There’s no such thing as a free lunch. Weights improve survey accuracy, but this accuracy typically comes at a cost of increasing the variance of survey estimates. In simple terms, weighting increases the survey’s margin of error.
Weights can be optimized differently. There is more than one reasonable way to create weights for a survey. Two statisticians might come up with different weights for the same survey, with each set more accurate for some purposes than others. This doesn’t mean weighting is unscientific or that one set of weights is as good as another; it just means that weights optimized for one purpose, such as accurately representing the relative proportions of men and women, will not necessarily be the same as weights optimized for another purpose.
Account for household selection. Weights are variables that determine how much each respondent counts. They are calculated by multiplying several weighting factors together. There may be factors for household selection, respondent selection, and nonresponse as well as a poststratification adjustment (all described below)—and the final weight is the product of all of these parts. The first component of most weighting describes the relative probability of selection of each household in the sample. In a telephone survey, the major component of household selection probability is the number of telephone numbers that could be used to reach the household (including cell phones, if cell phone numbers are included in the sample). The weight is the inverse of the number of phone numbers, because households with many numbers have many chances to be included in the survey. A household with only one phone number would have a weighting factor of 1 at this stage, while a household with two numbers would have a factor of ½. Other aspects of sample design can also affect household selection probability, such as samples that are stratified to include certain types of households. The overall household selection weight adjustment is the product of all of these design factors multiplied together.
Account for respondent selection. In most surveys, only one person in a selected household will be interviewed. The major component of respondent selection probability is the number of people in the household who are eligible for the survey. For example, in a survey of registered voters, the weighting factor for respondent selection would be the number of registered voters living in the household. It is important to weight by this factor to account for the fact that people living in households with several registered voters are less likely to be selected than people living alone.
Account for unequal response rates. The response rate for a survey is the percentage of eligible people in the sample who completed the survey. Response rates vary because some kinds of people participate in surveys at higher rates than others. When survey researchers know some characteristics of nonrespondents, it is appropriate to weight to adjust for these differences in response rates. Typically, very little is known about people who fail to complete a survey, but one thing that is routinely known is where they live. To adjust for unequal response rates, weight by the inverse of the response rate in each area covered by the survey—and do the same for each other group for which response rates can be separately calculated.

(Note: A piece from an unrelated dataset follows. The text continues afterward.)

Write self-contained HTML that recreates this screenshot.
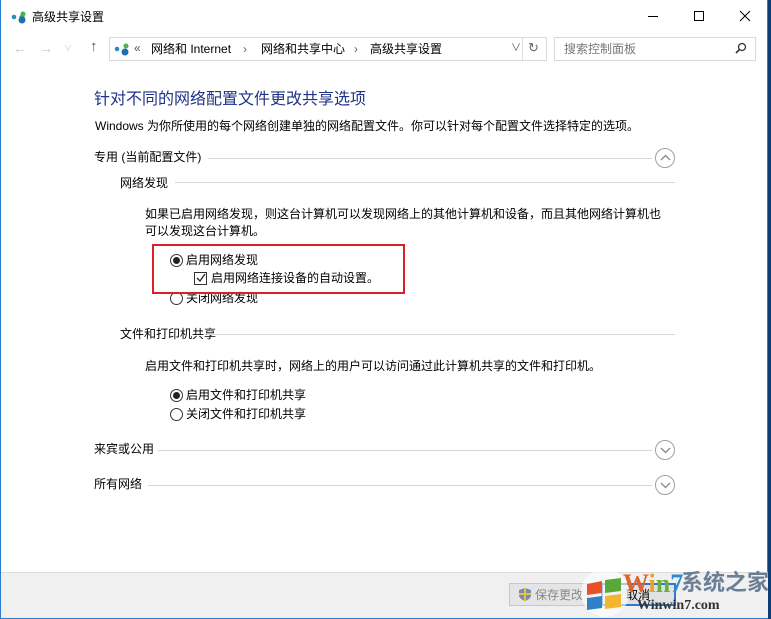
<!DOCTYPE html>
<html><head><meta charset="utf-8"><style>
*{margin:0;padding:0;box-sizing:border-box}
body{width:771px;height:619px;overflow:hidden;background:#0b3e78;font-family:"Liberation Sans","Noto Sans CJK SC","Microsoft YaHei",sans-serif;font-size:12px;color:#000;position:relative}
.win{position:absolute;left:0;top:0;width:768px;height:619px;background:#fff;border:1px solid #2b7bd0;border-top:none}
.a{position:absolute;white-space:nowrap;line-height:14px}
.ln{position:absolute;height:1px;background:#d6d6d6}
.circ{position:absolute;width:20px;height:20px;border:1px solid #a0a0a0;border-radius:50%;}
.circ svg{position:absolute;left:4px;top:5px}
.rad{position:absolute;width:13px;height:13px;border:1px solid #333;border-radius:50%;background:#fff}
.rad.on::after{content:"";position:absolute;left:2px;top:2px;width:7px;height:7px;border-radius:50%;background:#222}
</style></head><body>
<div class="win">
<svg class="a" style="left:10px;top:9px" width="18" height="16"><circle cx="3" cy="8" r="2.3" fill="#2a8bc9"/><path d="M8 8 L12 3 L14 9 Z" fill="#3aa84a"/><circle cx="11" cy="11" r="3.5" fill="#1f6fb5"/><circle cx="12" cy="5" r="2.5" fill="#46b54e"/></svg>
<div class="a" style="left:31px;top:10px;font-size:12px">高级共享设置</div>
<div class="a" style="left:647px;top:16px;width:10px;height:1px;background:#000"></div>
<div class="a" style="left:693px;top:11px;width:10px;height:10px;border:1px solid #000"></div>
<svg class="a" style="left:738px;top:10px" width="12" height="12"><path d="M1 1L11 11M11 1L1 11" stroke="#000" stroke-width="1"/></svg>
<div class="a" style="left:12px;top:41px;color:#c8c8c8;font-size:14px">←</div>
<div class="a" style="left:38px;top:41px;color:#c8c8c8;font-size:14px">→</div>
<div class="a" style="left:63px;top:42px;color:#c8c8c8;font-size:8px">∨</div>
<div class="a" style="left:89px;top:40px;color:#555;font-size:15px">↑</div>
<div class="a" style="left:108px;top:37px;width:438px;height:24px;border:1px solid #d9d9d9"></div>
<svg class="a" style="left:113px;top:41px" width="18" height="16"><circle cx="3" cy="8" r="2.3" fill="#2a8bc9"/><circle cx="11" cy="11" r="3.5" fill="#1f6fb5"/><circle cx="12" cy="5" r="2.5" fill="#46b54e"/></svg>
<div class="a" style="left:133px;top:41px;color:#555">«</div>
<div class="a" style="left:150px;top:42px">网络和 Internet</div>
<div class="a" style="left:242px;top:42px;color:#666">›</div>
<div class="a" style="left:260px;top:42px">网络和共享中心</div>
<div class="a" style="left:353px;top:42px;color:#666">›</div>
<div class="a" style="left:369px;top:42px">高级共享设置</div>
<div class="a" style="left:510px;top:42px;color:#555;font-size:10px">∨</div>
<div class="a" style="left:521px;top:38px;width:1px;height:22px;background:#e0e0e0"></div>
<div class="a" style="left:527px;top:41px;color:#666;font-size:13px">↻</div>
<div class="a" style="left:553px;top:37px;width:202px;height:24px;border:1px solid #d9d9d9"></div>
<div class="a" style="left:563px;top:42px;color:#777">搜索控制面板</div>
<svg class="a" style="left:733px;top:42px" width="14" height="14"><circle cx="8" cy="5" r="3.5" fill="none" stroke="#333" stroke-width="1.3"/><path d="M5.5 7.5L2 11" stroke="#333" stroke-width="1.6"/></svg>
<div class="a" style="left:93px;top:90px;font-size:16px;line-height:20px;color:#1e3287">针对不同的网络配置文件更改共享选项</div>
<div class="a" style="left:94px;top:119px">Windows 为你所使用的每个网络创建单独的网络配置文件。你可以针对每个配置文件选择特定的选项。</div>
<div class="a" style="left:93px;top:150px">专用 (当前配置文件)</div>
<div class="ln" style="left:207px;top:158px;width:444px"></div>
<div class="circ" style="left:654px;top:148px"><svg width="11" height="8"><path d="M1 6L5.5 1.5L10 6" fill="none" stroke="#888" stroke-width="1.3"/></svg></div>
<div class="a" style="left:119px;top:176px">网络发现</div>
<div class="ln" style="left:174px;top:182px;width:500px"></div>
<div class="a" style="left:144px;top:207px">如果已启用网络发现，则这台计算机可以发现网络上的其他计算机和设备，而且其他网络计算机也</div>
<div class="a" style="left:144px;top:224px">可以发现这台计算机。</div>
<div class="rad on" style="left:169px;top:254px"></div>
<div class="a" style="left:185px;top:253px">启用网络发现</div>
<div class="a" style="left:193px;top:272px;width:13px;height:13px;border:1px solid #333"></div>
<svg class="a" style="left:195px;top:273px" width="10" height="10"><path d="M1 5L4 8L9 1" fill="none" stroke="#222" stroke-width="1.3"/></svg>
<div class="a" style="left:210px;top:271px">启用网络连接设备的自动设置。</div>
<div class="rad" style="left:169px;top:292px"></div>
<div class="a" style="left:185px;top:291px">关闭网络发现</div>
<div class="a" style="left:151px;top:244px;width:253px;height:50px;border:2px solid #d8222a"></div>
<div class="a" style="left:119px;top:327px">文件和打印机共享</div>
<div class="ln" style="left:206px;top:334px;width:468px"></div>
<div class="a" style="left:144px;top:359px">启用文件和打印机共享时，网络上的用户可以访问通过此计算机共享的文件和打印机。</div>
<div class="rad on" style="left:169px;top:389px"></div>
<div class="a" style="left:185px;top:388px">启用文件和打印机共享</div>
<div class="rad" style="left:169px;top:408px"></div>
<div class="a" style="left:185px;top:407px">关闭文件和打印机共享</div>
<div class="a" style="left:93px;top:442px">来宾或公用</div>
<div class="ln" style="left:157px;top:450px;width:494px"></div>
<div class="circ" style="left:654px;top:440px"><svg width="11" height="8"><path d="M1 2L5.5 6.5L10 2" fill="none" stroke="#888" stroke-width="1.3"/></svg></div>
<div class="a" style="left:93px;top:477px">所有网络</div>
<div class="ln" style="left:147px;top:485px;width:504px"></div>
<div class="circ" style="left:654px;top:475px"><svg width="11" height="8"><path d="M1 2L5.5 6.5L10 2" fill="none" stroke="#888" stroke-width="1.3"/></svg></div>
<div class="a" style="left:0;top:572px;width:767px;height:46px;background:#f0f0f0;border-top:1px solid #dcdcdc"></div>
<div class="a" style="left:508px;top:583px;width:80px;height:23px;background:#e5e5e5;border:1px solid #c8c8c8"></div>
<svg class="a" style="left:517px;top:587px" width="14" height="15"><path d="M7 1L13 3V8C13 11 10 13 7 14C4 13 1 11 1 8V3Z" fill="#6e8fb8"/><path d="M7 1V14M1 7H13" stroke="#e8c040" stroke-width="2"/></svg>
<div class="a" style="left:534px;top:588px;color:#888">保存更改</div>
<div class="a" style="left:600px;top:583px;width:75px;height:23px;background:#e1e1e1;border:2px solid #2b7bd0"></div>
<div class="a" style="left:625px;top:588px">取消</div>
<svg class="a" style="left:578px;top:568px" width="52" height="50"><circle cx="26" cy="25" r="24" fill="#fff" opacity=".6"/><path d="M8 16L23 13V25L8 27Z" fill="#e8502a"/><path d="M26 12L42 10V23L26 25Z" fill="#5aa83a"/><path d="M8 30L23 28V40L8 42Z" fill="#2f80c8"/><path d="M26 28L42 26V39L26 41Z" fill="#f2b630"/></svg>
<div class="a" style="left:622px;top:571px;font-size:26px;line-height:26px;font-weight:bold;font-family:'Liberation Serif',serif;color:#e3632a">W<span style="color:#f0a020">i</span><span style="color:#6ab03a">n</span><span style="color:#2a8ad0">7</span></div>
<div class="a" style="left:680px;top:570px;font-size:22px;line-height:26px;font-weight:bold;color:#6a7f96">系统之家</div>
<div class="a" style="left:636px;top:598px;font-size:14px;line-height:16px;font-family:'Liberation Serif',serif;font-weight:bold;color:#333">Winwin7.com</div>
</div>
</body></html>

Compare to benchmarks. Poststratification is weighting to make survey estimates match known population benchmarks, such as the percentage of men and women in the earlier example. The first step in poststratification is choosing which “benchmark” characteristics to match. The best way to do this is compare the composition of your survey sample to that of the greater population using every statistic you can find for which you know the population’s characteristics with reasonable certainty. Typically, these will be statistics for which there are official population data, such as demographic characteristics from the decennial census or from major Census Bureau surveys such as the Current Population Survey or American Community Survey. If your weighted survey sample differs from known population characteristics by more than a few percentage points in terms of age, sex, race/ethnicity, education, or other key variables, then it is a good idea to adjust the weights to correct the largest of those errors.
Rake. Raking is a method to perform this adjustment. To rake sand smooth, you repeatedly draw a rake across it in different directions until the lumps are all smoothed out. To rake data, you do something analogous: Apply the correction factor for one variable, then another, then another, and then repeat the whole process until the errors are gone. Typically, fixing one variable (such as the sex distribution) will introduce new small errors in another (such as the age distribution). But if we fix sex, then age, then sex again, then age again, repeating five or ten or fifty times, the differences from benchmarks will get smaller and smaller until they fade away, like ripples raked away in the sand.
One controversial topic in weighting is the occasional practice of raking to match a target distribution of party identification. Matching a known population characteristic is appropriate, but raking to match party identification is unwise unless you are absolutely certain of the distribution of party identification in the population being surveyed. Party identification changes over time, is subject to measurement error, and is far more volatile than population demographics. For these reasons, academic survey researchers are skeptical about weighting to party identification.
Review and adjust. After raking, it is important to scrutinize your weights carefully. Repeat the benchmark comparisons and make sure that the survey gives more accurate results than before. Check for extreme values in the weights, which might cause statistical outliers, and cap extremely high weight values, such as those more than five or six times the average. Also, importantly, a statistician should examine the design effect—the increase in variance (or margin of error) caused by weighting. If weights have produced an unreasonably large margin of error, then the weights should be re-computed using fewer variables in raking, using fewer categories in those variables, or imposing a lower cap on the weights.
Use design-consistent statistics. Finally, it is important to analyze weighted data with appropriate statistical methods. Because real-world surveys do not use simple random samples, it is usually not optimal to use statistical methods that were invented for them when analyzing survey data. Consumers of poll data should ask analysts if they have used design-consistent estimation methods that account for weights and design effects in producing analytical results, from topline statistics to sophisticated models. An outline of appropriate methods for design-consistent analysis can be found in “How to Analyze ANES Survey Data,” which is available online.
The bottom line is that most real-world surveys need properly constructed weights in order to be accurate. Survey researchers, data analysts, and clients alike are increasingly insisting on these methods to improve the accuracy, and thus the value, of survey data.
Matthew DeBell, Ph.D., is director of Stanford operations for American National Election Studies.